Preserving the melody … Angela Seo of Xiu Xiu at St John at Hackney, London. Photograph: Maria Jefferis/Redferns
Preserving the melody … Angela Seo of Xiu Xiu at St John at Hackney, London. Photograph: Maria Jefferis/Redferns

Xiu Xiu review – shuddering homage to Twin Peaks

This article is more than 8 years old

St John at Hackney, London
The Californian avant-noise trio treat Angelo Badalmenti’s celebrated David Lynch score to a dose of atonality and violence

It’s difficult to overstate the cultural impact of Twin Peaks 25 years ago. Transferring his art-house cinema ethic to the small screen, David Lynch’s cerebral, surrealist murder mystery series towered like a desert skyscraper over the wastelands of mainstream US TV drama.

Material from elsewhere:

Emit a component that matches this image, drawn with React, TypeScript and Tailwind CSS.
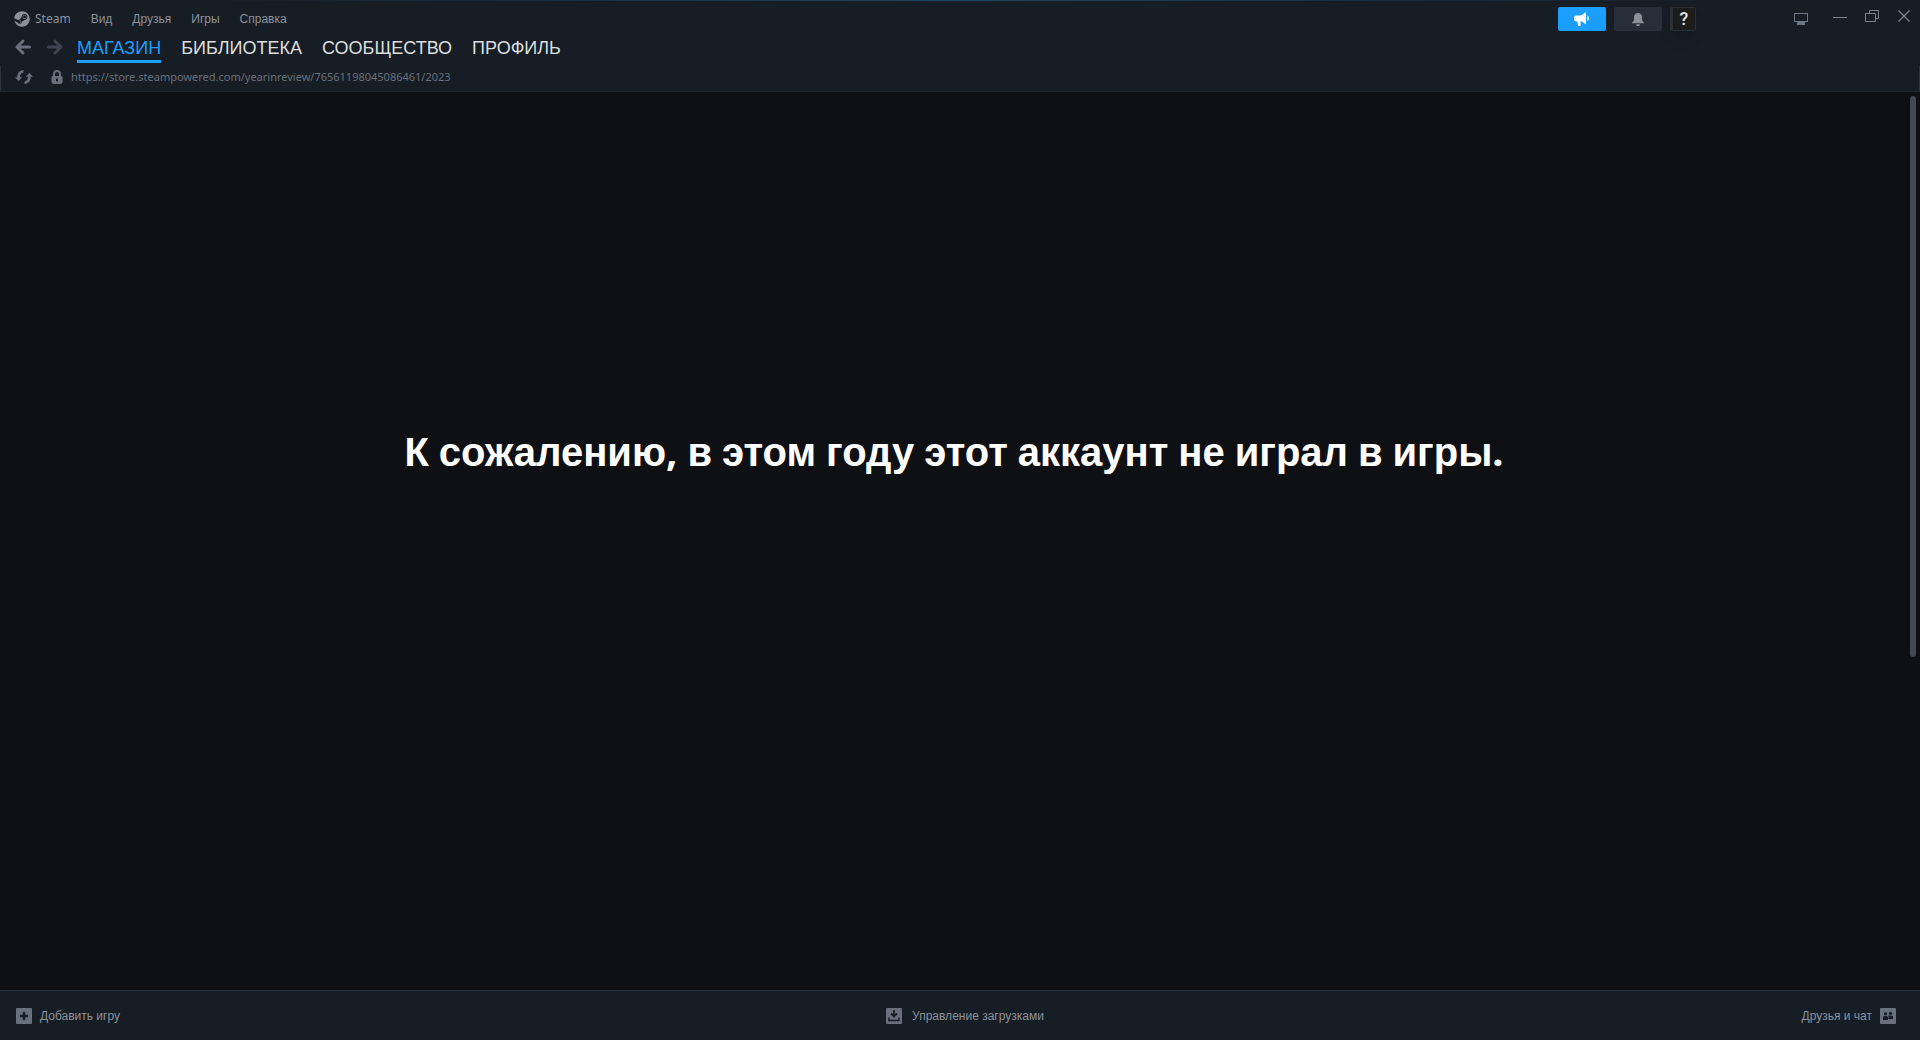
import React, { useState } from 'react';
import { FaSteam } from 'react-icons/fa';

type Tab = 'МАГАЗИН' | 'БИБЛИОТЕКА' | 'СООБЩЕСТВО' | 'ПРОФИЛЬ';

const menuItems = ['Вид', 'Друзья', 'Игры', 'Справка'];
const tabs: Tab[] = ['МАГАЗИН', 'БИБЛИОТЕКА', 'СООБЩЕСТВО', 'ПРОФИЛЬ'];
const message = 'К сожалению, в этом году этот аккаунт не играл в игры.';

const ArrowIcon = ({ className = '' }: { className?: string }) => (
  <svg viewBox="0 0 16 16" className={`w-4 h-4 ${className}`} fill="none" stroke="currentColor" strokeWidth="3" strokeLinecap="round" strokeLinejoin="round">
    <path d="M8 2 2 8l6 6M2.500 8h12" />
  </svg>
);

const RefreshIcon = () => (
  <svg viewBox="0 0 18 14" className="w-[18px] h-[14px]" fill="currentColor">
    <path d="M8.500 0v2.600C5.800 3 4.900 5 5 7.200h2.200L3.600 11 0 7.200h2.300C2.200 3.200 4.400.4 8.500 0Z" />
    <path d="M9.500 14v-2.600c2.700-.4 3.600-2.400 3.500-4.600h-2.200L14.400 3 18 6.800h-2.300c.1 4-2.100 6.800-6.200 7.200Z" />
  </svg>
);

const LockIcon = () => (
  <svg viewBox="0 0 12 14" className="w-3 h-[14px]">
    <path d="M3 7V4a3 3 0 0 1 6 0v3" fill="none" stroke="currentColor" strokeWidth="2" />
    <path fill="currentColor" fillRule="evenodd" d="M1.500 6h9a1 1 0 0 1 1 1v4.500A2.500 2.500 0 0 1 9 14H3A2.500 2.500 0 0 1 .5 11.500V7a1 1 0 0 1 1-1ZM5 8.500v3h2v-3Z" />
  </svg>
);

const MegaphoneIcon = () => (
  <svg viewBox="0 0 16 14" className="w-4 h-[14px]" fill="currentColor">
    <path d="M12 0v12.500L8 9.500H6.500V14H4.200L3.300 9.500H2.500A2.500 2.500 0 0 1 0 7V6a2.500 2.500 0 0 1 2.500-2.500H7Z" />
    <path d="M13.300 3.300A3.500 3.500 0 0 1 13.300 9.200Z" />
  </svg>
);

const BellIcon = () => (
  <svg viewBox="0 0 12 13" className="w-3 h-[13px]" fill="currentColor">
    <path d="M6 0c2.500 0 4 1.700 4 4v3.500L12 9.500v.8H0v-.8l2-2V4c0-2.300 1.500-4 4-4ZM4 11.300h4L7.300 13H4.700Z" />
  </svg>
);

// Spaces and punctuation come from a Latin face, the words from the Cyrillic one
const renderMessage = (text: string) =>
  text.split(/([,.\s])/).map((part, i) => {
    if (part === ' ') return <span key={i} className="font-['Roboto',sans-serif]"> </span>;
    if (part === ',' || part === '.') return <span key={i} className="font-['Noto_Sans',sans-serif]">{part}</span>;
    return part;
  });

const App: React.FC = () => {
  const [activeTab, setActiveTab] = useState<Tab>('МАГАЗИН');

  return (
    <div className="min-h-screen flex flex-col bg-[#0e1014] font-['Liberation_Sans',sans-serif] text-xs text-[#8b929a]">
      <header className="bg-[#171d25] border-b border-[#222b35]">
        <div className="h-px bg-linear-to-r from-[#171d25] from-10% via-[#1b4464] to-[#171d25] to-90%"></div>

        <div className="flex items-start justify-between">
          <nav className="flex items-center gap-5 h-9 pl-[14px]">
            <button className="flex items-center gap-[5px] font-['Noto_Sans',sans-serif]">
              <FaSteam className="w-4 h-4" />
              Steam
            </button>
            {menuItems.map((item) => (
              <button key={item}>{item}</button>
            ))}
          </nav>

          <div className="flex items-start">
            <div className="flex gap-2 pt-[6px]">
              <button aria-label="Новости" className="w-12 h-6 rounded-xs bg-[#1a9fff] text-white flex items-center justify-center">
                <MegaphoneIcon />
              </button>
              <button aria-label="Уведомления" className="w-12 h-6 rounded-xs bg-[#272e38] flex items-center justify-center">
                <BellIcon />
              </button>
              <button aria-label="Аккаунт" className="w-[26px] h-6 rounded-xs border border-l-3 border-[#2b2e33] bg-[#1c1c1c] shadow-lg flex items-center justify-center font-['Roboto',sans-serif] font-medium text-lg text-[#e4e4e4]">
                ?
              </button>
            </div>
            <div className="flex items-start pl-[98px] pr-[10px] pt-[9px] text-[#7b8590]">
              <button aria-label="Режим Big Picture" className="pt-[3px]">
                <svg viewBox="0 0 14 12" className="w-[14px] h-3" fill="#6d7683">
                  <path fillRule="evenodd" d="M0 0h14v9H0ZM1 1v7h12V1ZM3 9h8v3H3Z" />
                </svg>
              </button>
              <button aria-label="Свернуть" className="ml-[25px] w-[14px] h-[14px] flex items-center">
                <span className="w-full h-px bg-[#7b8590]"></span>
              </button>
              <button aria-label="Развернуть" className="ml-[18px]">
                <svg viewBox="0 0 14 12" className="w-[14px] h-3" fill="none" stroke="currentColor">
                  <path d="M.5 3.500h10v8H.5ZM4.500 3V.5h9v8H11" />
                </svg>
              </button>
              <button aria-label="Закрыть" className="ml-[19px]">
                <svg viewBox="0 0 12 12" className="w-3 h-3" fill="none" stroke="currentColor" strokeWidth="1.300">
                  <path d="M.5.5l11 11M11.500.5l-11 11" />
                </svg>
              </button>
            </div>
          </div>
        </div>

        <div className="flex items-start h-[29px] pl-[15px]">
          <div className="flex gap-4 pt-[2px] text-[#67707b]">
            <button aria-label="Назад"><ArrowIcon /></button>
            <button aria-label="Вперёд" className="text-[#3d4450]"><ArrowIcon className="rotate-180" /></button>
          </div>
          <nav className="flex gap-5 pl-[14px] text-lg leading-[23px]">
            {tabs.map((tab) => (
              <button
                key={tab}
                onClick={() => setActiveTab(tab)}
                className={`h-[26px] border-b-3 ${tab === activeTab ? 'text-[#1a9fff] border-[#1a9fff]' : 'text-[#dcdedf] border-transparent'}`}
              >
                {tab}
              </button>
            ))}
          </nav>
        </div>

        <div className="flex items-center h-[25px] pb-[3px] pl-[14px] border-x border-[#2a333e] text-[#67707b]">
          <button aria-label="Обновить"><RefreshIcon /></button>
          <span className="ml-[18px]"><LockIcon /></span>
          <span className="ml-2 font-['Noto_Sans',sans-serif] text-[11px]">https://store.steampowered.com/yearinreview/76561198045086461/2023</span>
        </div>
      </header>

      <main className="flex-1 flex">
        <div className="flex-1 flex justify-center pt-[329px]">
          <h1 className="text-[40px] leading-[60px] font-bold text-white">{renderMessage(message)}</h1>
        </div>
        <div className="w-3 pt-1 pl-[2px] flex flex-col">
          <div className="w-[6px] h-[62.8%] rounded-full bg-[#434953]"></div>
        </div>
      </main>

      <footer className="h-[50px] border-t border-[#2f3440] bg-[#171d25] grid grid-cols-3 items-center px-4">
        <button className="flex items-center gap-2 justify-self-start">
          <svg viewBox="0 0 16 16" className="w-4 h-4">
            <rect width="16" height="16" rx="1" fill="#67707b" />
            <path d="M8 4v8M4 8h8" stroke="#171d25" strokeWidth="2.500" />
          </svg>
          Добавить игру
        </button>
        <button className="flex items-center gap-[10px] justify-self-center ml-[10px]">
          <svg viewBox="0 0 16 16" className="w-4 h-4">
            <rect width="16" height="16" rx="1" fill="#67707b" />
            <path d="M8 2v6M5 5.500l3 3 3-3" stroke="#171d25" strokeWidth="1.800" fill="none" />
            <path d="M3 9.500v3h10v-3" stroke="#171d25" strokeWidth="1.500" fill="none" />
          </svg>
          Управление загрузками
        </button>
        <button className="flex items-center gap-2 justify-self-end mr-2">
          Друзья и чат
          <svg viewBox="0 0 16 16" className="w-4 h-4">
            <rect width="16" height="16" rx="1" fill="#67707b" />
            <g fill="#171d25">
              <circle cx="5.500" cy="5.800" r="1.600" />
              <circle cx="10.500" cy="5.300" r="1.600" />
              <path d="M3 12V9.500Q3 8 4.500 8h2Q8 8 8 9.500V12ZM8.500 11V7.500h3q1.500 0 1.500 1.500v2Z" />
            </g>
          </svg>
        </button>
      </footer>
    </div>
  );
};

export default App;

A large part of the series’ appeal lay in the hypnotic, spectral soundtrack that won a Grammy for its composer, Angelo Badalamenti. Invited earlier this year to reinterpret that music for a Lynch retrospective at the Gallery of Modern Art in Brisbane, Californian avant-noise trio Xiu Xiu are now taking their work on a world tour.

Where Badalamenti’s original soundtrack was all romantic strings, airy percussion and camply twanging guitar, Xiu Xiu’s approach is far more atonal. It’s fair to say that where he shimmered, they shudder: Angela Seo preserves the haunting melody of Laura Palmer’s Theme on electric piano, but band leader Jamie Stewart lays waste to his cymbals with seemingly murderous intent.

Many of Badalamenti’s lighter pieces are transmuted into Sunn O)))-style drone-rock or art-jazz, which is true to Twin Peaks’ subversive spirit but rather less fun to listen to. In truth, Stewart’s vocals are also an acquired taste. Replacing Julee Cruise’s gossamer whisper, his overwrought falsetto on Falling recalls a rather different 1990s icon: Vic Reeves’s club singer.

Jamie Stewart of Xiu Xiu at St John-at-Hackney. Photograph: Maria Jefferis/Redferns

A valiant but fitful evening ends with percussionist Shayna Dunkelman reading aloud from Laura Palmer’s secret diary, before Stewart croons 1940s novelty song Mairzy Doats in the style of Laura’s demonically possessed father, Leland. With Lynch now filming a third series of Twin Peaks, Xiu Xiu’s homage is timely, but at times tonight it’s tempting to slip out for a damn fine cup of coffee.